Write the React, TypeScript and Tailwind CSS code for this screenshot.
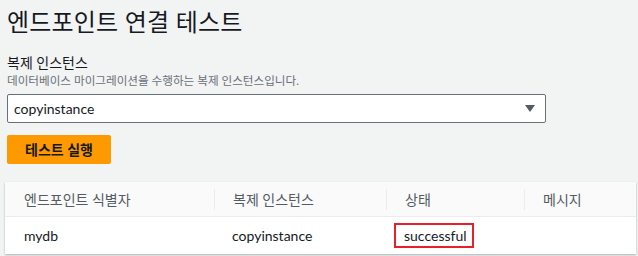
==
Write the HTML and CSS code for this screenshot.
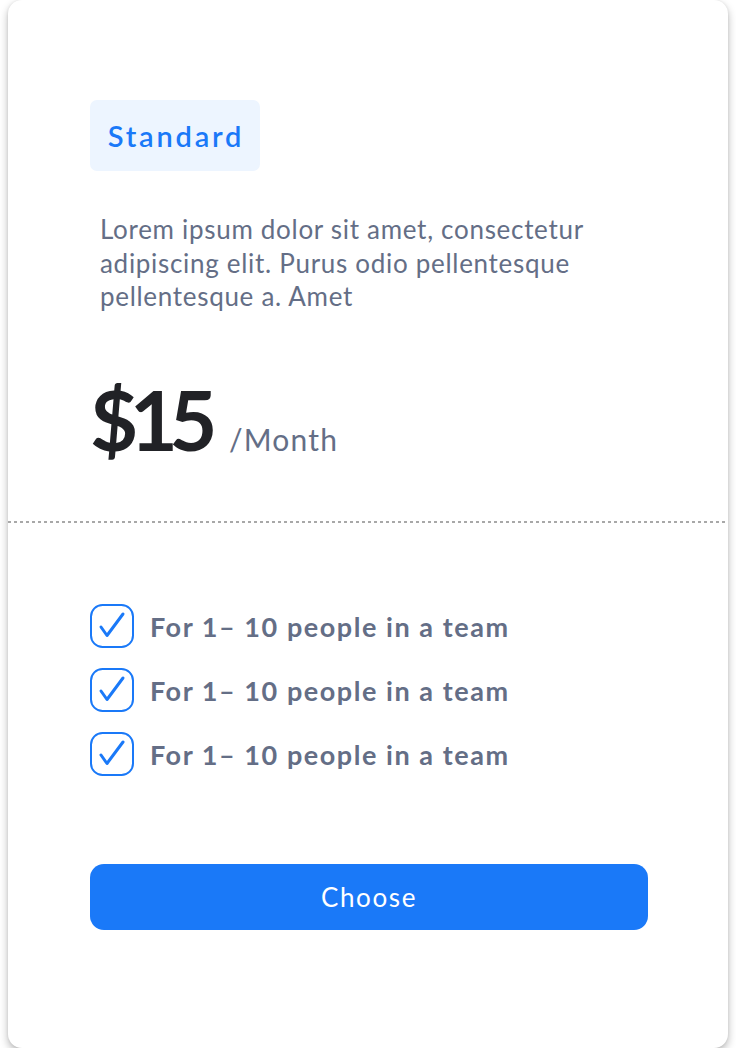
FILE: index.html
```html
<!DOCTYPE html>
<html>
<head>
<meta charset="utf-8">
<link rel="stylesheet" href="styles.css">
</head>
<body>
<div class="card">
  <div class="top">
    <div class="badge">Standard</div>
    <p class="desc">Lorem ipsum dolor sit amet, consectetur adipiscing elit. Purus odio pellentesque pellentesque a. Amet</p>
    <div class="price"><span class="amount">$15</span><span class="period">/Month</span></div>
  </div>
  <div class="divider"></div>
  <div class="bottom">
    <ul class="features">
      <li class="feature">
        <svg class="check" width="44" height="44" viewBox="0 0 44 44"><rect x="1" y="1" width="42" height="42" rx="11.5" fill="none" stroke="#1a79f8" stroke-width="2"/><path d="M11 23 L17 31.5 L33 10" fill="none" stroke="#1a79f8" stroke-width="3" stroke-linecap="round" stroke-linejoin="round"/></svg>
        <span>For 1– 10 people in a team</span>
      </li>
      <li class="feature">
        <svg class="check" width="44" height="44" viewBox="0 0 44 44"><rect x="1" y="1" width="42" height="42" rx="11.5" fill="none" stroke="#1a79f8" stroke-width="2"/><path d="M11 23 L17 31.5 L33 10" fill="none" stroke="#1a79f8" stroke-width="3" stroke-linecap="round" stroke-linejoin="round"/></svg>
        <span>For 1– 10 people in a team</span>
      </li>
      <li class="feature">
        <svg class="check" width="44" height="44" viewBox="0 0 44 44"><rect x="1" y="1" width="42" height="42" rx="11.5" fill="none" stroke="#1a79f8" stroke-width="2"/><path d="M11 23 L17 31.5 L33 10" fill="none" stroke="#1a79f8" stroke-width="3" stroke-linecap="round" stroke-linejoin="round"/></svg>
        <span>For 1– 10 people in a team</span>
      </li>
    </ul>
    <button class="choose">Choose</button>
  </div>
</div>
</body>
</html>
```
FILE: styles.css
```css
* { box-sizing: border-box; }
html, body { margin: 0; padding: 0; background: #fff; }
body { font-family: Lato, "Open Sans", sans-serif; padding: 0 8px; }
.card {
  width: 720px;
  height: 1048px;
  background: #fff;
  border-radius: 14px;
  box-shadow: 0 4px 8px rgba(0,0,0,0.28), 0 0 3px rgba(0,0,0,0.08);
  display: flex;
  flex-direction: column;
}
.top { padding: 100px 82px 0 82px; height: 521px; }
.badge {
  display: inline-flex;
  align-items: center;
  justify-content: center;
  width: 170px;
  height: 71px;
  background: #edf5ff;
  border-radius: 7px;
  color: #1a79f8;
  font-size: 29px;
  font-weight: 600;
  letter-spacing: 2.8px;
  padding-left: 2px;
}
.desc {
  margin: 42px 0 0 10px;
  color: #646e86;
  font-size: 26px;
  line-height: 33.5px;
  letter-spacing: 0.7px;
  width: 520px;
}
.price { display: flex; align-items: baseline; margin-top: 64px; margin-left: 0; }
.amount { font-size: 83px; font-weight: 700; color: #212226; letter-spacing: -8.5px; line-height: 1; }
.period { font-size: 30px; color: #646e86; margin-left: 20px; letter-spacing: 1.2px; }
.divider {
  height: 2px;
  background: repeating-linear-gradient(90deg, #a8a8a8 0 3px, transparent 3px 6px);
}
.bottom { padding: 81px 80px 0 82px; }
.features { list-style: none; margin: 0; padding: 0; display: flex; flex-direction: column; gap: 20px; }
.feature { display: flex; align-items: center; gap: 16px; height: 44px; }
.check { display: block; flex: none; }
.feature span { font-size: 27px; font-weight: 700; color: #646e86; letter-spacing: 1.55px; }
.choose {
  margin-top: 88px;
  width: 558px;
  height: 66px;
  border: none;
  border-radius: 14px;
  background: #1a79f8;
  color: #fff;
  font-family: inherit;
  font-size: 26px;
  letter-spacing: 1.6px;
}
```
* * *
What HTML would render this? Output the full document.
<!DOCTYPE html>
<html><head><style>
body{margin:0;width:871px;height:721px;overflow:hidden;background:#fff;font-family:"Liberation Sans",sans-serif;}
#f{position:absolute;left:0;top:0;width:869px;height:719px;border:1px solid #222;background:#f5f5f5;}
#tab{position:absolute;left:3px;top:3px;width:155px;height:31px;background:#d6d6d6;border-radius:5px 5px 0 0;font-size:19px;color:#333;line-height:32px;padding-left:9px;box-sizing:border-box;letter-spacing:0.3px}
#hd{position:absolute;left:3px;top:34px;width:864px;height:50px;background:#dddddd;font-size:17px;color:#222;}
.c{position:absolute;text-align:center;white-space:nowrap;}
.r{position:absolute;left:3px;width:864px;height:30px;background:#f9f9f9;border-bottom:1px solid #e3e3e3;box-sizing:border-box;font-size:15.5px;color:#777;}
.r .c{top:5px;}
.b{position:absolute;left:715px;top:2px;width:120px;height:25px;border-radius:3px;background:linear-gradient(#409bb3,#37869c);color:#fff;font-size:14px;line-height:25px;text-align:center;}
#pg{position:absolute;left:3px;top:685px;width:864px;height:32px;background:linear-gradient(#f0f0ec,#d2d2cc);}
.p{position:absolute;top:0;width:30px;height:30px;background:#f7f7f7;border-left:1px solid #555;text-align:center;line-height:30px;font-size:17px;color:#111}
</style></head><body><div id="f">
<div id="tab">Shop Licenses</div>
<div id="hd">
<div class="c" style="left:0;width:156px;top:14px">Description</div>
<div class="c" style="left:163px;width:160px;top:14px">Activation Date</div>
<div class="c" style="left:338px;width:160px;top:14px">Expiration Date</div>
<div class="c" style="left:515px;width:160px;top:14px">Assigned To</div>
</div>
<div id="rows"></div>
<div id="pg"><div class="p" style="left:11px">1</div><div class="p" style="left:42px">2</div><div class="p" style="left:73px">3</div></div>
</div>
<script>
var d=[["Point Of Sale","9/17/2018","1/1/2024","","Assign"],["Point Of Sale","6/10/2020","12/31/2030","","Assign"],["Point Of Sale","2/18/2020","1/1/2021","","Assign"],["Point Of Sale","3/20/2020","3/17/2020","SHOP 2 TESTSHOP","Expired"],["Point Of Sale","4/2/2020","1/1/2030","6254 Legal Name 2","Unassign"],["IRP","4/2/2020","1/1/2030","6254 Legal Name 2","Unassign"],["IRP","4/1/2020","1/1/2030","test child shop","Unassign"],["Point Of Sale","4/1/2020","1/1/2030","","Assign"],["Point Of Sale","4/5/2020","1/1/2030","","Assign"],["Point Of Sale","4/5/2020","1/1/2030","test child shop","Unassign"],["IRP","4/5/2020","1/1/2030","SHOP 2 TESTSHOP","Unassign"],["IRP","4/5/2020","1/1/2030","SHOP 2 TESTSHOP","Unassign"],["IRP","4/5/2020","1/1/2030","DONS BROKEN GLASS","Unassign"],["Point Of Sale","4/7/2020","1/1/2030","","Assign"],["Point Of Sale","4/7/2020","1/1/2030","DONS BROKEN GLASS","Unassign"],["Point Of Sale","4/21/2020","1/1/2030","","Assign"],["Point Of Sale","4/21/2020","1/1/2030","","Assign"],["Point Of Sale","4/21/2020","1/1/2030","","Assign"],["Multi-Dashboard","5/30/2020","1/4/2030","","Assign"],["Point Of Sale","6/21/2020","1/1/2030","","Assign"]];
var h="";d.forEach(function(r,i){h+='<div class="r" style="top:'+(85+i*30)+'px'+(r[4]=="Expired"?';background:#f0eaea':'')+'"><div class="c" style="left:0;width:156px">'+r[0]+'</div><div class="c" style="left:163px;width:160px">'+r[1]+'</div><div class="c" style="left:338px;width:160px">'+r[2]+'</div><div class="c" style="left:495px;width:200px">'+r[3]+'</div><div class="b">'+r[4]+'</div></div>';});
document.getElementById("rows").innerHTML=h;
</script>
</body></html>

▶ **What you need to do**:
Some lines of the data may hold the word "code". Say how many do, with nothing else.

▶ **Response below**:
2